DATA EXCERPT:
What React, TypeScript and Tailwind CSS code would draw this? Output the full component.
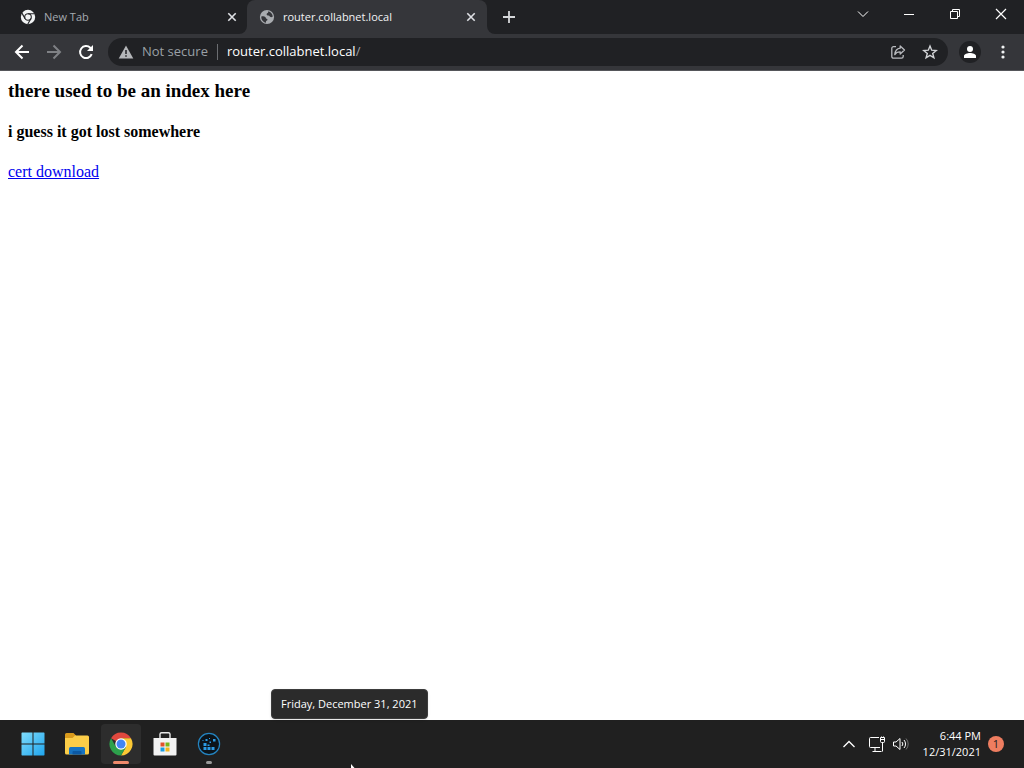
import React from "react";

type IconProps = { className?: string };

const ChromeMono: React.FC<IconProps> = ({ className }) => (
  <svg viewBox="0 0 16 16" className={className} aria-hidden="true">
    <circle cx="8" cy="8" r="7.2" fill="#f1f3f4" />
    <g stroke="#202124" strokeWidth="1.1" fill="none">
      <circle cx="8" cy="8" r="3.3" />
      <path d="M8 4.7h6.6M5.1 9.6 1.8 3.9M10.9 9.6l-3.3 5.8" />
    </g>
    <circle cx="8" cy="8" r="2.1" fill="#f1f3f4" />
  </svg>
);

const Globe: React.FC<IconProps> = ({ className }) => (
  <svg viewBox="0 0 16 16" className={className} aria-hidden="true">
    <circle cx="8" cy="8" r="7.1" fill="#a9acb0" />
    <path
      d="M2.3 7.6c1.500-.6 3.300-.4 4.200.6.5.6.300 1.300 1 1.500.9.200 1.200.7.8 1.500-.300.6-1.200.5-1.300 1.200v1.400C4 13.300 2.100 10.600 2.300 7.600zM9.300 2.300c2.500.6 4.300 2.700 4.500 5.200-.9.8-2 .9-2.700.3-.6-.6-.5-1.400-1.600-1.400-1 0-1.900-.3-1.900-1.200 0-.8 1-.9 1.400-1.400.300-.4.1-1 .3-1.500z"
      fill="#35363a"
    />
  </svg>
);

const CloseIcon: React.FC<IconProps> = ({ className }) => (
  <svg viewBox="0 0 16 16" className={className} aria-hidden="true">
    <path d="m4.3 4.3 7.4 7.4m0-7.4-7.4 7.4" stroke="currentColor" strokeWidth="1.6" />
  </svg>
);

const Tab: React.FC<{ title: string; active?: boolean; icon: React.ReactNode }> = ({
  title,
  active,
  icon,
}) => (
  <div className={active ? "flex bg-[#202124]" : "flex rounded-br-lg bg-[#202124] pl-2"}>
    <div
      className={
        active
          ? "flex w-60 items-center rounded-t-lg bg-[#35363a] pr-2 pl-3 text-[#f1f3f4]"
          : "flex w-[239px] items-center pr-[7px] pl-3 text-[#a5abb1]"
      }
    >
      <button role="tab" aria-selected={!!active} className="flex min-w-0 flex-1 items-center gap-2 text-left">
        {icon}
        <span className="truncate text-[11px] leading-4">{title}</span>
      </button>
      <button aria-label={`Close ${title}`} className="text-[#dfe1e5]">
        <CloseIcon className="size-4" />
      </button>
    </div>
  </div>
);

const WindowButton: React.FC<{ label: string; children: React.ReactNode }> = ({ label, children }) => (
  <button aria-label={label} className="flex h-7 w-[46px] items-center justify-center text-white">
    <svg viewBox="0 0 12 12" className="size-3" fill="none" stroke="currentColor">
      {children}
    </svg>
  </button>
);

const TabStrip: React.FC = () => (
  <header className="flex h-[34px] bg-[#35363a]">
    <div role="tablist" className="flex">
      <Tab title="New Tab" icon={<ChromeMono className="size-4 shrink-0" />} />
      <Tab title="router.collabnet.local" active icon={<Globe className="size-4 shrink-0" />} />
    </div>
    <div className="flex flex-1 justify-between rounded-bl-lg bg-[#202124]">
      <button aria-label="New tab" className="ml-3 flex w-5 items-center justify-center text-[#d5d7da]">
        <svg viewBox="0 0 14 14" className="size-[14px]" stroke="currentColor" strokeWidth="1.8">
          <path d="M7 1v12M1 7h12" />
        </svg>
      </button>
      <div className="flex">
        <WindowButton label="Search tabs">
          <path d="m1 3.5 5 5 5-5" />
        </WindowButton>
        <WindowButton label="Minimize">
          <path d="M1 6.5h10" />
        </WindowButton>
        <WindowButton label="Restore">
          <path d="M1.5 3.5h7v7h-7zM3.5 3.5v-2h7v7h-2" />
        </WindowButton>
        <WindowButton label="Close">
          <path d="m1 1 10 10m0-10L1 11" strokeWidth="1.2" />
        </WindowButton>
      </div>
    </div>
  </header>
);

const Toolbar: React.FC = () => (
  <div className="flex h-[37px] items-center border-b border-[#55565a] bg-[#35363a] pr-[11px] pl-3">
    <div className="flex gap-3">
      <button aria-label="Back" className="text-white">
        <svg viewBox="0 0 20 20" className="size-5" fill="none" stroke="currentColor" strokeWidth="2">
          <path d="M17 10H4m6.5-6.5L4 10l6.5 6.5" />
        </svg>
      </button>
      <button aria-label="Forward" className="text-[#7f8185]">
        <svg viewBox="0 0 20 20" className="size-5" fill="none" stroke="currentColor" strokeWidth="2">
          <path d="M3 10h13M9.5 3.5 16 10l-6.5 6.5" />
        </svg>
      </button>
      <button aria-label="Reload" className="text-white">
        <svg viewBox="0 0 20 20" className="size-5" fill="none" stroke="currentColor" strokeWidth="2">
          <path d="M15.7 12.2A6 6 0 1 1 14.3 5.8L16 7.5" />
          <path d="M17 3v6h-6z" fill="currentColor" stroke="none" />
        </svg>
      </button>
    </div>
    <div className="ml-3 flex h-7 flex-1 items-center rounded-full bg-[#202124] px-[10px] text-[13px]">
      <button className="flex items-center gap-2 text-[#9aa0a6]">
        <svg viewBox="0 0 16 16" className="size-4" aria-hidden="true">
          <path d="M8 1.5 15.3 14.5H.7z" fill="#b4b6b9" />
          <path d="M8 6v4M8 11.2v1.6" stroke="#202124" strokeWidth="1.5" />
        </svg>
        <span>Not secure</span>
      </button>
      <span className="mx-[9px] h-4 w-px bg-[#6b6d71]" />
      <div role="textbox" aria-label="Address" className="flex-1 text-[#9aa0a6]">
        <span className="text-white">router.collabnet.local</span>/
      </div>
      <button aria-label="Share this page" className="text-[#b9bbbf]">
        <svg viewBox="0 0 16 16" className="size-4" fill="none" stroke="currentColor" strokeWidth="1.3">
          <path d="M6 2.600H3.500A1.700 1.700 0 0 0 1.800 4.300v8.200A1.700 1.700 0 0 0 3.500 14.200h8a1.700 1.700 0 0 0 1.700-1.700V11" />
          <path d="M10.200 2 14.500 6l-4.300 4V7.800C7.700 7.800 5.800 8.700 4.800 10.600 5.100 7.300 7 4.600 10.200 4.200z" strokeLinejoin="round" />
        </svg>
      </button>
      <button aria-label="Bookmark this tab" className="ml-4 text-[#d2d4d7]">
        <svg viewBox="0 0 16 16" className="size-4" fill="none" stroke="currentColor" strokeWidth="1.4">
          <path d="m8 2 1.7 4.200 4.500.3-3.500 2.900 1.200 4.400L8 11.400l-3.900 2.400 1.200-4.400-3.500-2.900 4.500-.3z" />
        </svg>
      </button>
    </div>
    <button
      aria-label="Profile"
      className="ml-[11px] flex size-[22px] items-center justify-center rounded-full bg-[#202124] text-white"
    >
      <svg viewBox="0 0 12 12" className="size-3" fill="currentColor">
        <circle cx="6" cy="3" r="3" />
        <path d="M0 12v-2c0-2 3.500-3 6-3s6 1 6 3v2z" />
      </svg>
    </button>
    <button aria-label="Menu" className="ml-3 flex w-5 justify-center text-[#f1f3f4]">
      <svg viewBox="0 0 4 14" className="h-[14px] w-1" fill="currentColor">
        <circle cx="2" cy="2" r="1.6" />
        <circle cx="2" cy="7" r="1.6" />
        <circle cx="2" cy="12" r="1.6" />
      </svg>
    </button>
  </div>
);

const StartIcon = () => (
  <svg viewBox="0 0 24 24" className="size-6">
    <defs>
      <linearGradient id="start" x1="0" y1="0" x2="1" y2="1">
        <stop offset="0" stopColor="#7fdcfb" />
        <stop offset="1" stopColor="#1fa5ee" />
      </linearGradient>
    </defs>
    <path
      d="M1 .5h10.5v11H.5V1zM12.500.5H23l.5.5v10.500h-11zM.5 12.500h11v11H1L.5 23zM12.500 12.500h11V23l-.5.5H12.500z"
      fill="url(#start)"
    />
  </svg>
);

const FolderIcon = () => (
  <svg viewBox="0 0 26 24" className="h-6 w-[26px]">
    <path d="M1 2.500a1.500 1.500 0 0 1 1.500-1.500H9.500l2.500 2.500V8H1z" fill="#d99a1c" />
    <path d="M1 6h7.500L11 3.500h12.500A1.500 1.500 0 0 1 25 5v16a1.500 1.500 0 0 1-1.500 1.500h-21A1.500 1.500 0 0 1 1 21z" fill="#fbcd48" />
    <path d="M5 22.500V16.500a1.500 1.500 0 0 1 1.500-1.500h13a1.500 1.500 0 0 1 1.500 1.500v6z" fill="#1673c2" />
    <path d="M8.500 22.500v-2.500a1 1 0 0 1 1-1h7a1 1 0 0 1 1 1v2.500z" fill="#0c59a4" />
  </svg>
);

const ChromeIcon = () => (
  <svg viewBox="0 0 24 24" className="size-6">
    <path d="M12 12 2.04 6.25A11.5 11.5 0 0 1 21.96 6.25H12z" fill="#e0483e" />
    <path d="M12 6.25h9.96A11.5 11.5 0 0 1 12 23.5l4.98-8.62z" fill="#fcc934" />
    <path d="M7.02 14.88 2.04 6.25A11.5 11.5 0 0 0 12 23.5l4.98-8.62z" fill="#2da14c" />
    <circle cx="12" cy="12" r="5.75" fill="#fff" />
    <circle cx="12" cy="12" r="4.5" fill="#4285f4" />
  </svg>
);

const StoreIcon = () => (
  <svg viewBox="0 0 24 24" className="size-6">
    <path d="M7 7V2A1.500 1.500 0 0 1 8.500.7h7A1.500 1.500 0 0 1 17 2v5" fill="none" stroke="#e8e8e8" strokeWidth="1.4" />
    <path d="M.5 6h23v16.500a1 1 0 0 1-1 1h-21a1 1 0 0 1-1-1z" fill="#f3f3f3" />
    <path d="M7.500 10.500h4v4h-4z" fill="#e2512b" />
    <path d="M12.500 10.500h4v4h-4z" fill="#7bb51a" />
    <path d="M7.500 15.500h4v4h-4z" fill="#1b9de2" />
    <path d="M12.500 15.500h4v4h-4z" fill="#f5b51b" />
  </svg>
);

const ClusterIcon = () => (
  <svg viewBox="0 0 24 24" className="size-6">
    <circle cx="12" cy="12" r="10.600" fill="#0c141b" stroke="#2484c0" strokeWidth="1.200" />
    <path
      d="M6.500 11h3v3h-3zM6.500 15h3v3h-3zM10.500 15h3v3h-3zM14.500 15h3v3h-3zM10.500 12.500h2v1.500h-2zM8.500 7h2v2h-2zM16 7h2.500v2.500H16zM12.500 9.500h1.500V11h-1.500zM5.500 8h1v1h-1zM12 6h1v1h-1z"
      fill="#2b9ae4"
    />
  </svg>
);

const TaskButton: React.FC<{ label: string; state?: "active" | "open"; children: React.ReactNode }> = ({
  label,
  state,
  children,
}) => (
  <button
    aria-label={label}
    className={
      state === "active"
        ? "relative flex size-10 items-center justify-center rounded bg-[#2d2d2d]"
        : "relative flex size-10 items-center justify-center rounded"
    }
  >
    {children}
    {state === "active" && <span className="absolute bottom-0 h-[3px] w-4 rounded-full bg-[#f08a6c]" />}
    {state === "open" && <span className="absolute bottom-0 h-[3px] w-[6px] rounded-full bg-[#9a9a9a]" />}
  </button>
);

const Taskbar: React.FC = () => (
  <footer className="relative flex h-12 items-center justify-between bg-[#202020] pr-5 pl-[13px] text-white">
    <div className="flex gap-1">
      <TaskButton label="Start">
        <StartIcon />
      </TaskButton>
      <TaskButton label="File Explorer">
        <FolderIcon />
      </TaskButton>
      <TaskButton label="Google Chrome" state="active">
        <ChromeIcon />
      </TaskButton>
      <TaskButton label="Microsoft Store">
        <StoreIcon />
      </TaskButton>
      <TaskButton label="CollabNet" state="open">
        <ClusterIcon />
      </TaskButton>
    </div>
    <div className="flex items-center">
      <button aria-label="Show hidden icons">
        <svg viewBox="0 0 14 14" className="size-[14px]" fill="none" stroke="currentColor" strokeWidth="1.3">
          <path d="m1.5 10 5.5-5.5L12.5 10" />
        </svg>
      </button>
      <button aria-label="Network and volume" className="ml-[13px] flex items-center gap-2">
        <svg viewBox="0 0 16 16" className="size-4" fill="none" stroke="currentColor">
          <path d="M10 1.5H1.5A1 1 0 0 0 .5 2.5v8a1 1 0 0 0 1 1H11M3.500 15.500h9M6 11.500v4M13.500 6.500v9" />
          <path d="M11.500 1.500h4v4a1 1 0 0 1-1 1h-2a1 1 0 0 1-1-1zM11.500 3.500h4M12.500.5v1M14.500.5v1" />
        </svg>
        <svg viewBox="0 0 16 16" className="size-4" fill="none" stroke="currentColor">
          <path d="M.5 6v4h2.500l4 3.500v-11L3 6z" strokeLinejoin="round" />
          <path d="M9 6a3 3 0 0 1 0 4M11 4a6 6 0 0 1 0 8" />
          <path d="M13 2.500a8 8 0 0 1 0 11" stroke="#6f6f6f" />
        </svg>
      </button>
      <button className="ml-[14px] flex items-center gap-[7px]">
        <span className="text-right text-[11px] leading-4">
          <time className="block">6:44 PM</time>
          <time className="block">12/31/2021</time>
        </span>
        <span className="flex size-4 items-center justify-center rounded-full bg-[#ee7d60] text-[11px] leading-4 text-[#202020]">
          1
        </span>
      </button>
    </div>
    <div
      role="tooltip"
      className="absolute bottom-full left-[271px] mb-px flex h-[30px] items-center rounded border border-[#3c3c3c] bg-[#2b2b2b] px-[9px] text-[11px] whitespace-nowrap shadow"
    >
      Friday, December 31, 2021
    </div>
    <svg viewBox="0 0 4 4" className="absolute bottom-0 left-[351px] size-1">
      <path d="M0 0v4h3.5z" fill="#fff" />
    </svg>
  </footer>
);

export default function App() {
  return (
    <div className="flex min-h-screen flex-col bg-white font-['Open_Sans','Noto_Sans',sans-serif]">
      <TabStrip />
      <Toolbar />
      <main className="flex-1 px-2 pt-[9px] font-['Liberation_Serif',serif] text-[16px] leading-5 text-black">
        <h3 className="mb-5 text-[19px] leading-[22px] font-bold">there used to be an index here</h3>
        <h4 className="mb-5 text-[16px] font-bold">i guess it got lost somewhere</h4>
        <a href="#cert" className="text-[#0000ee] underline">
          cert download
        </a>
      </main>
      <Taskbar />
    </div>
  );
}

EXERCISE: Copy out all lines above that include the string "this".

ANSWER TO THE EXERCISE:
What React, TypeScript and Tailwind CSS code would draw this? Output the full component.
      <button aria-label="Share this page" className="text-[#b9bbbf]">
      <button aria-label="Bookmark this tab" className="ml-4 text-[#d2d4d7]">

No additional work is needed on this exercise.